Chinese Beige Book suggests that manufacturers and retailers are less optimistic than was the case 3 months ago. Sales expectations have been lowered and, in addition, businesses are shedding labour. The Chinese Beige Book is modelled on the US version;

South African workers are demanding higher wages in the mining sector.  Following the deal achieved by Lonmin, mineworkers are demanding additional pay from other mining companies. South African mineworkers are paid more than other sectors and the spill over effect could well become serious. I have been and remain bearish on South Africa and the Rand;

Germany and France failed to agree on measures to establish banking union at the start of next year. France wants a speedy resolution, though Germany believes that more time is necessary. Basically, forget about banking union by 1st January 2013. In addition, banking supervision by the ECB is likely to involve just the systemically important banks in the 1st instance;

There are discussions taking place to leverage the ESM. Following the approval by the German Constitutional Court (“Court”), I wrote about a possible means to leverage the ESM. It looks as if the EZ is pursuing those measures. Essentially, the ESM will issue bonds, which will be bought by the private sector – mostly by the financials, I suspect. The financials will be able to use the bonds as collateral to access cheap financing from the ECB. It is likely that the “collateral haircut” on these bonds, by the ECB, will be marginal to spur demand from financials, in particular. The profitable round tripping will help generate profits for the financials.

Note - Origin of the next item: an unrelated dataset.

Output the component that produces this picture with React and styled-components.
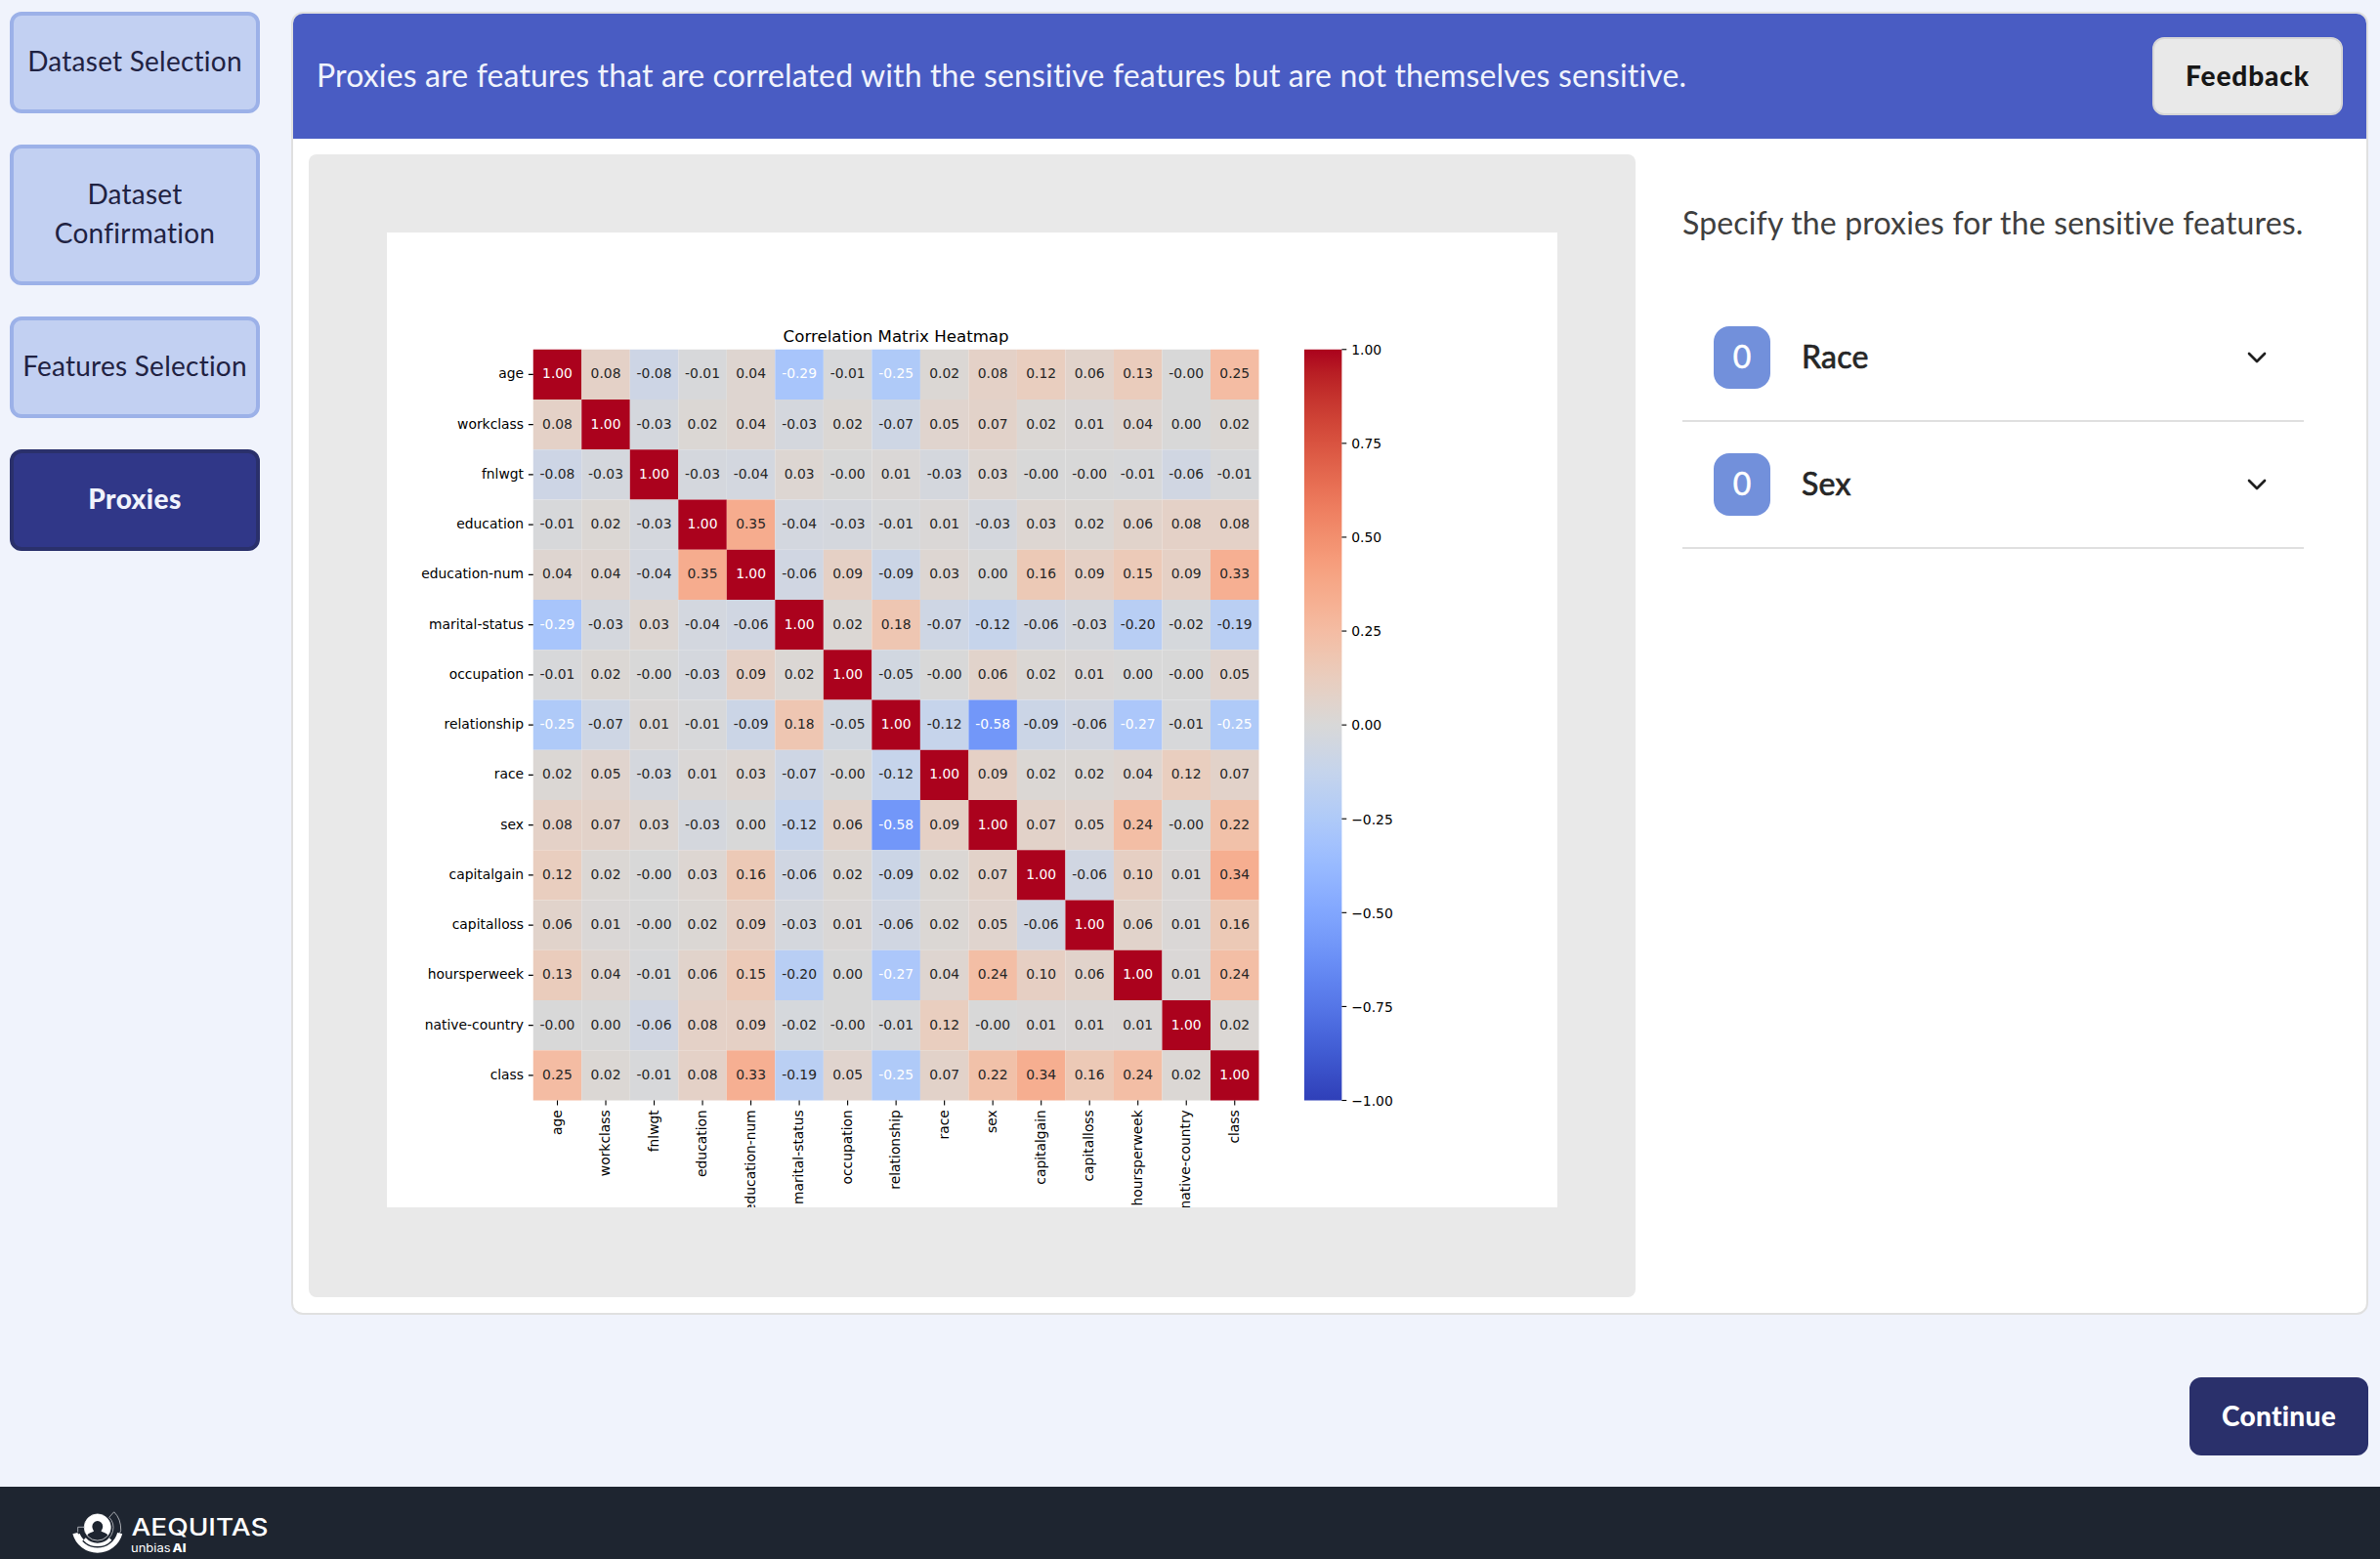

The Court stated that the German exposure to the ESM must be capped at E190bn, without the prior approval of the Bundestag. The pricing of the bonds, to be issued by the ESM, will reflect the cap on the exposure to the ESM by each contributing country. However, it is unlikely that countries such as Spain will contribute capital to the ESM (thereby reducing the headline capital of the ESM to below E500bn), as they will need to be bailed out, though the Spanish authorities are still dithering. By allowing leverage, the size of the ESM should, however, be expanded above E500bn – very much needed, though talk of E2tr seems far fetched at present. The ESM will not, in my view, be granted a banking licence. With the ECB prepared to buy peripheral short term debt in (theoretically) unlimited size and an ESM with adequate firepower (assuming leverage), bond yields of the periphery should decline, whilst those of the core countries (contributors to the ESM) should rise. This is positive news;

Mr Meister (CDU Party chief whip and parliamentary finance spokesman) states that Germany is open to a full bail out programme for Spain – indeed, he appeared exasperated at Spain’s dithering to date – quite right too – Mr Rajoy is living in cloud cuckoo land. However, the bail out will have conditions – “conditionality will and must apply” – is that clear enough for you Mr Rajoy.  Lets hope that the Spanish authorities stop dithering – well the will have no choice anyway – its only a matter of time. The recap of Spanish banks is the priority, he added. Mr Meister added that banking union in the EZ will be sorted out “very fast”. Well, that’s interesting, as Merkel/Schaeuble seem to suggest that a 1st January 2013 start date is unrealistic and, indeed, only want the EZ systemically important banks to be included in the process;

Germany’s September IFO business climate index came in at 101.4, much weaker than 102.5 expected and 102.3 in August and the 5th consecutive monthly decline. The current conditions component came in at 110.3, as opposed to 111.0 forecast and 111.2 in August, though the expectations component came in at 93.2, much weaker than the 95.0 expected and 94.2 in August. However, around half of the polling data was taken before the decision by the German Constitutional Court to allow the ESM to be established. The IFO institute does admit that economic momentum has declined in the 3rd Q, however. They add that inflation is not a problem for German businesses. Whilst consumption remains relatively robust, despite labour weakness, exports are declining, says IFO. Exports of luxury cars seem to be stalling/declining. The Euro declined on the news. Personally, the much more important IFO index (than the ZEW) suggests that German GDP could decline in H2 2012. The IFO survey highlighted a slowing China – its taken them so long to figure that out !!!!!;


Asian markets were mainly weaker (though the Shanghai Composite bounced at the end) as are European markets. US futures suggest a weaker open. The Euro continues to decline – just over US$1.29 at present. Spot gold is at US$1756, with November Brent oil at US$109.82.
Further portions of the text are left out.